A camera is mounted on the instrument cluster facing the driver to monitor the driver's face:

The system is calibrated to monitor the driver's state of consciousness through their eyes. When the system detects signs of drowsiness, a voice and message alert is triggered via the navigation system. Additionally, a seat-belt mechanism is activated, which tightens around the driver to gain his or her immediate attention.

Driving Behavior
By constantly monitoring the operational behavior of the vehicle (e.g. sensing if the vehicle is drifting out of its driving lane), the system can identify signs of inattentiveness or distraction in the driver. When the system detects such behavior, voice and message alerts are issued via the navigation system. The seat-belt alert mechanism is also activated, tightening around the driver to gain immediate attention.

This concept car was developed as an exploratory platform to showcase breakthrough technologies that could potentially be applied in future production cars, part of an ongoing program from Nissan contributing towards preventing drunk-driving.

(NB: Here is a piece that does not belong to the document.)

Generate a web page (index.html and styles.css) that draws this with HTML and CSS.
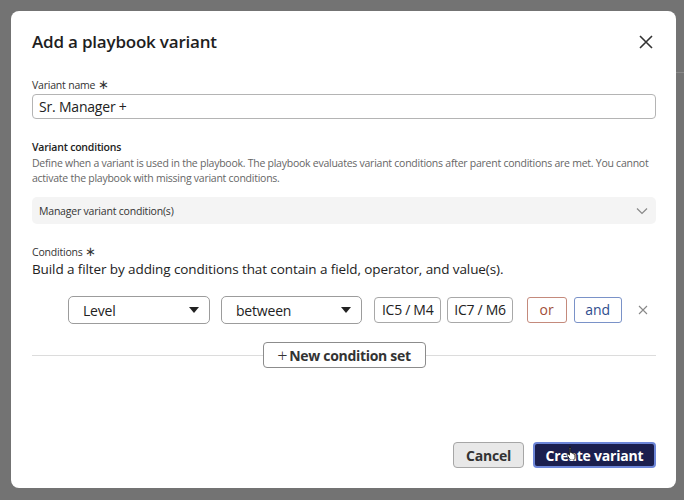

Nissan has already launched and is developing several initiatives to help prevent drunk-driving. In June, the company introduced the "drunk-driving" message alert on its navigation system. In July, Nissan also began testing of a new on-board breathalyzer system in cooperation with several local government authorities in Japan, where an interlock mechanism will immobilize the vehicle if the driver's breath indicates the presence of alcohol above a specified level.

Nissan is taking a holistic approach towards safety that extends beyond the technology built into its vehicles. To achieve a "safe driving environment," Nissan has embarked on the Intelligent Transport System Project (ITS) in Kanagawa Prefecture - aimed at helping to reduce road accidents via the analysis of traffic data collected from on-the-road vehicles and traffic beacons. In Japan, the company's safety vision is to halve the number of traffic fatalities or serious injuries involving Nissan vehicles by 2015 compared with the level in 1995.